After connecting in 1999 Greg and I immediately found that we had a lot in common, not the least of which was the habit of giving bold opinions in print, and our friendship grew. He loved high school sports so I asked him to help cover the Platte County Pirates’ journeys to football state titles in those early days, which meant road trips to St. Louis for championship games. I have some stories about those trips I’ll share on a future Landmark Live.
For his sportswaves.com web site in 1999-2000, he invited me to start contributing some off the wall pieces that pushed the envelope and poked at the KC sports media world, the country club press corps atmosphere in the Chiefs press box and the Chiefs PR department. The incognito approach of course required a pen name, so I did the ghost writing under the name Poofus Drawers.

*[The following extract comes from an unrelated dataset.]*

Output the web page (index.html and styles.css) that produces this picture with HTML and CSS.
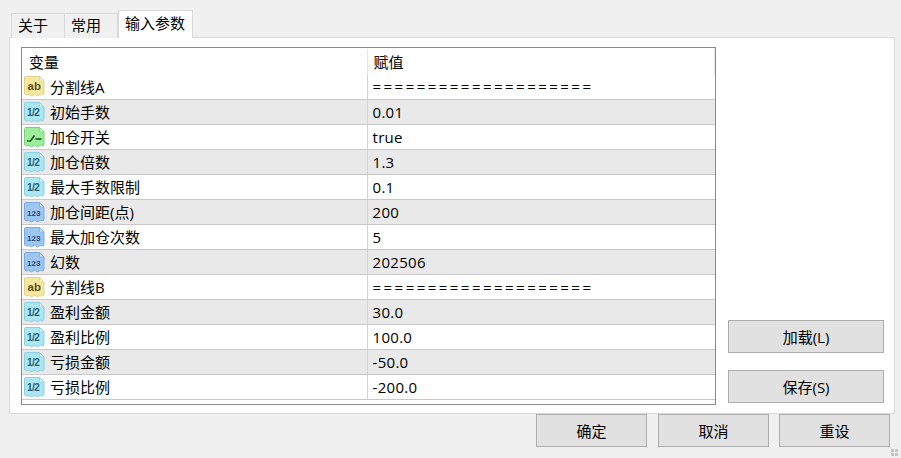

Good times.
Greg and I had developed our own mutual admiration society at a time when writers who gave bold opinions and upset the powers-that-be were often looked at as the black sheep of the family by ‘journalists’ who didn’t have the courage to do it.
I have so many Greg Hall stories and not enough space. There’s the time his Landmark columns were twisting the testicles of the Kansas City Star so hard the Star’s lawyers were burning up The Landmark fax machine with ‘cease and desist’ orders and other legal threats.
There’s a story to tell about our falling out in the early 2000s with Star columnist Jason Whitlock, with whom Greg had developed a tight relationship during his days at the Star. Despite his now national fame–he hosts a daily sports TV show on Fox Sports 1–Whitlock still hasn’t forgotten The Landmark. To this day Whitlock blocks me on Twitter, even though The Landmark coverage that got under his skin occurred long before Twitter was even a thing.
More stories coming in a tribute to Greg on an upcoming Landmark Live.